Is it possible that Pablo Alberto's question basically comes down to
the following problem:? in the Cases ... of construction, 
Coq doesn't know that the variable is set to the value that you say.
However, this is of course crucial for defining any recursive object,
and in fact it has to work to get for example even nat_rec. This leads to the
situation where if you print out nat_rec and then try to
write that same definition it is rejected. Hmmm...

If you type 


Coq < Inductive mynat : Set :=
Coq < O : mynat | S : mynat -> mynat.

mynat_ind is defined
mynat_rec is defined
mynat_rect is defined
mynat is defined


Coq < Print mynat_rec
Coq < .
mynat_rec = 
[P:(mynat->Set); f:(P O); f0:((m:mynat)(P m)->(P (S m)))]
 Fix F
   {F [m:mynat] : (P m) :=
      Cases m of
        O => f
      | (S m0) => (f0 m0 (F m0))
      end}
     : (P:(mynat->Set))
        (P O)->((m:mynat)(P m)->(P (S m)))->(m:mynat)(P m)


Coq < 

now we recopy the supposed definition:

Coq < Definition new_mynat_rec :=     
Coq < [P:(mynat->Set); f:(P O); f0:((m:mynat)(P m)->(P (S m)))]
 Fix F
   {F [m:mynat] : (P m) :=
      Cases m of
        O => f
      | (S m0) => (f0 m0 (F m0))
      end} .

In our old 6.2.4 this produced the error expression : 

Toplevel input, characters 28-195
> [P:(mynat->Set); f:(P O); f0:((m:mynat)(P m)->(P (S m)))]
>  Fix F
>    {F [m:mynat] : (P m) :=
>       Cases m of
>         O => f
>       | (S m0) => (f0 m0 (F m0))
>       end} 
Error: The term
  [P:(mynat->Set); f:(P O); f0:((m:mynat)(P m)->(P (S m)))]
   Fix F
     {F [m:mynat] : (P m) :=
        Cases m of
          O => f
        | (S dum_m0) => (f0 dum_m0 (F dum_m0))
        end} failed to typecheck:
 Expansion strategy failed to build a well typed case expression.
 There is a branch that mistmatches the expected type.
 The risen type error on the result of expansion was:
  In Cases expression on term m the branch 1 has type (P O)
  which should be: (P m)

I tried this on a version 7 from last spring and it still produced
an error message. I don't know if it now works in more recent versions.

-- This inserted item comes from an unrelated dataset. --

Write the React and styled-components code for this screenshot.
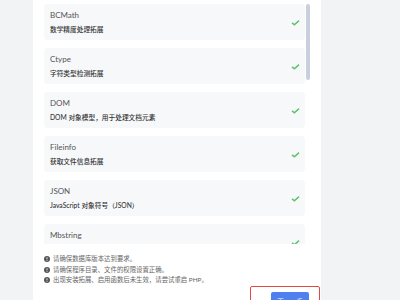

The short version of this story is that inside a 
Cases m of O => ??? etc.
Coq doesn't "know" that here m is equal to O;
however, of course that is essential to defining mynat_rec etc.
and in fact if you use the proof engine you can obtain this type
of definition, because it uses the result ..._rec rather than
the Cases...of... expression. 

What's the latest scoop on this?
---Carlos Simpson